With respect to the quarterly distribution to unitholders payable
for the third quarter of 2005, Valero L.P. also announced that it has
declared a distribution of $0.855 per unit payable November 14, 2005,
to holders of record as of November 7, 2005. Distributable cash flow
covers the distribution to the limited partners by 1.37 times.
As previously announced, the partnership completed the sale of
certain terminal and pipeline assets to Pacific Energy Partners, L.P.
on September 30, 2005. These assets consisted of two California
terminals handling refined products, blendstocks, and crude oil, three
East Coast refined products terminals, and a 550-mile refined products
pipeline with four truck terminals and storage in the U.S. Rocky
Mountains. Proceeds of approximately $455 million were received in
connection with the sale and were used to pay down outstanding debt
incurred to partially finance the Kaneb acquisition.
Results of the divested assets have been classified as
discontinued operations on the income statement and reflect three
months contribution. Effective October 1, 2005, the financial results
from these divested assets will no longer be included in the reported
results of Valero L.P.
"We are pleased to report record results in our initial quarter
after completing the Kaneb acquisition," said Curt Anastasio, Valero
L.P.'s Chief Executive Officer. "We had an outstanding quarter
financially as we benefited from the Kaneb acquisition, increases in
our pipeline tariffs, which went into effect on July 1, and higher
overall throughput volumes due to seasonally strong demand.
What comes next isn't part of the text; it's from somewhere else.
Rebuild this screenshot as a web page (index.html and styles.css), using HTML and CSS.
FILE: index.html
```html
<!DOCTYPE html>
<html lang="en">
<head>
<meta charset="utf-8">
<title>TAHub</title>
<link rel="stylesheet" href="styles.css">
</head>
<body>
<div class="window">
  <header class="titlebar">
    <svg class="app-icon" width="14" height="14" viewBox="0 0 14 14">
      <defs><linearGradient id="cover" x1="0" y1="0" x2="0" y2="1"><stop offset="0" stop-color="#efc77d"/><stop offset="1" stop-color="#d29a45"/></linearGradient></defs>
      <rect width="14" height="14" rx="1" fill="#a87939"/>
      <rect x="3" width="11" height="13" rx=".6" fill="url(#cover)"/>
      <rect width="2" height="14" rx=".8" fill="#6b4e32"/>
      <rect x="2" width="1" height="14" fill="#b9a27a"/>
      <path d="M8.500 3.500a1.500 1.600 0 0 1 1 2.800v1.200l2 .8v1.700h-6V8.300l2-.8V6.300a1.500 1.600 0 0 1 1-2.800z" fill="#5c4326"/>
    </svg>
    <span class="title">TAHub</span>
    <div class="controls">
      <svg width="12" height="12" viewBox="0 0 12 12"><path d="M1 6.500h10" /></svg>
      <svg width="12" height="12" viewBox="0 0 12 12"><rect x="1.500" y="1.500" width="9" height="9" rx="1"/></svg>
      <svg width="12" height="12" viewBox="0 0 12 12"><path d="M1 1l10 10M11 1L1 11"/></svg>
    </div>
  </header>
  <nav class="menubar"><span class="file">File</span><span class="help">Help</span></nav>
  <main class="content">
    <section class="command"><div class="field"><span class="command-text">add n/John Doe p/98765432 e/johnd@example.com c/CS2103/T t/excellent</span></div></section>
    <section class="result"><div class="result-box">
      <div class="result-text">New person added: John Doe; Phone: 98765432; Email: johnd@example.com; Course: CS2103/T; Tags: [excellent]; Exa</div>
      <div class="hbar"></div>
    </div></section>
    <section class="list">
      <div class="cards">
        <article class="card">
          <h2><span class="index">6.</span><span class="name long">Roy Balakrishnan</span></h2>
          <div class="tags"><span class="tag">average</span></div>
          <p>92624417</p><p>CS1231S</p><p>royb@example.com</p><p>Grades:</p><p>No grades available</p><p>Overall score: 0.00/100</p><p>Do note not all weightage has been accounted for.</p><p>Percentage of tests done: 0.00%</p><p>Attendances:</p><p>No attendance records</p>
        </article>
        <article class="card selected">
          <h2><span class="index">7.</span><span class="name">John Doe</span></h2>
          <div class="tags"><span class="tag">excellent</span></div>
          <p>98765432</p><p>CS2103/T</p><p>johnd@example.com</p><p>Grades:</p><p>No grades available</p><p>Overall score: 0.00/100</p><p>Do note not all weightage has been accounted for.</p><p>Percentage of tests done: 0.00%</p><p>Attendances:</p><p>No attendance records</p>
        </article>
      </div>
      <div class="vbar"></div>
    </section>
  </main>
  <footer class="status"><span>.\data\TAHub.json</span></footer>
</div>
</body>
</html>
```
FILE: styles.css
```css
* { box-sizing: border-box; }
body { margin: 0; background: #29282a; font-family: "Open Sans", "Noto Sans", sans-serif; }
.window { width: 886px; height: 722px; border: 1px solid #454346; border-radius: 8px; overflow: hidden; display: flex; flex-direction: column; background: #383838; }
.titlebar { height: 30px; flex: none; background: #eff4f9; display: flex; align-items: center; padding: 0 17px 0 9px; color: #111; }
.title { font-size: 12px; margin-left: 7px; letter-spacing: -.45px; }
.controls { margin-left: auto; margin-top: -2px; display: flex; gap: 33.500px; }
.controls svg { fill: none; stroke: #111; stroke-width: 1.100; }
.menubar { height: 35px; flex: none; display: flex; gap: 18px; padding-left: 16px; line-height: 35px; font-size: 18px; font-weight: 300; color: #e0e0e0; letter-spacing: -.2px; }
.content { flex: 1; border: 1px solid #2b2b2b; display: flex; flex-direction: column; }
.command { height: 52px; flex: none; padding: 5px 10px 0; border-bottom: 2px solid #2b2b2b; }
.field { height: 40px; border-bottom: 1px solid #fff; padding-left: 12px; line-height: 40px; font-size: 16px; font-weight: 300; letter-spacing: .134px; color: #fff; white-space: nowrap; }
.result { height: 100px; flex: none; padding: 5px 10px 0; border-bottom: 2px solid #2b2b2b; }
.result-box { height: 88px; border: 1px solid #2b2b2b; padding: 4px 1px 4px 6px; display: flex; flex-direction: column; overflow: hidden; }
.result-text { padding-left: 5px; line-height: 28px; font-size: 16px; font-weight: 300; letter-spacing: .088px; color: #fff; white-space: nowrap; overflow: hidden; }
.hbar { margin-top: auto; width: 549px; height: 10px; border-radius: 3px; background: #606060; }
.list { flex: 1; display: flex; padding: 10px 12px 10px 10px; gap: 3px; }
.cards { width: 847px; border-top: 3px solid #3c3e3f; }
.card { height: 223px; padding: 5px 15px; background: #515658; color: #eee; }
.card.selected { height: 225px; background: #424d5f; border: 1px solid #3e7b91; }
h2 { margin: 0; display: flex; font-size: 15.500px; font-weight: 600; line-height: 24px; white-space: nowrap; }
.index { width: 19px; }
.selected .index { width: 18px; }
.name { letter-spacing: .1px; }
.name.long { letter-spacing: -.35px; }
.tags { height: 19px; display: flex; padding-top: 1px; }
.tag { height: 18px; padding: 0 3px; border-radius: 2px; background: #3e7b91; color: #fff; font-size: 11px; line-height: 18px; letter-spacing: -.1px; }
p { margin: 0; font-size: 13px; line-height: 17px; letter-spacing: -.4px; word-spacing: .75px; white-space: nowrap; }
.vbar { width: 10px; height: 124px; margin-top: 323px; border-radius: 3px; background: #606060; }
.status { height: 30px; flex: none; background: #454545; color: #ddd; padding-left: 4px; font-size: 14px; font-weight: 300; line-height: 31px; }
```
"Fortunately, we experienced no significant damage to our Gulf
Coast assets from either Hurricane Katrina or Hurricane Rita. Certain
of our Gulf Coast pipeline and terminal assets were shut down prior to
the storms making landfall, however, our skilled team of engineers and
operators had these assets back up and running within a few days. As a
result, the financial impact from these shutdowns was minimal.
"With respect to the recently announced pipeline project to
construct approximately 110 miles of new pipeline in the northeastern
Mexico and South Texas regions, we are ahead of schedule and now
expect to be completed by May 2006. The newly constructed pipeline
will connect to our recently expanded Valley products pipeline system,
which transports refined products to the Rio Grande Valley from
refineries in the Corpus Christi area. This connection allows us to
increase our shipments of products to the fast growing South Texas,
Rio Grande Valley and northern Mexico regions. With this new pipeline
and the recently expanded Valley pipeline, we expect to move
approximately 36,000 barrels per day of petroleum products.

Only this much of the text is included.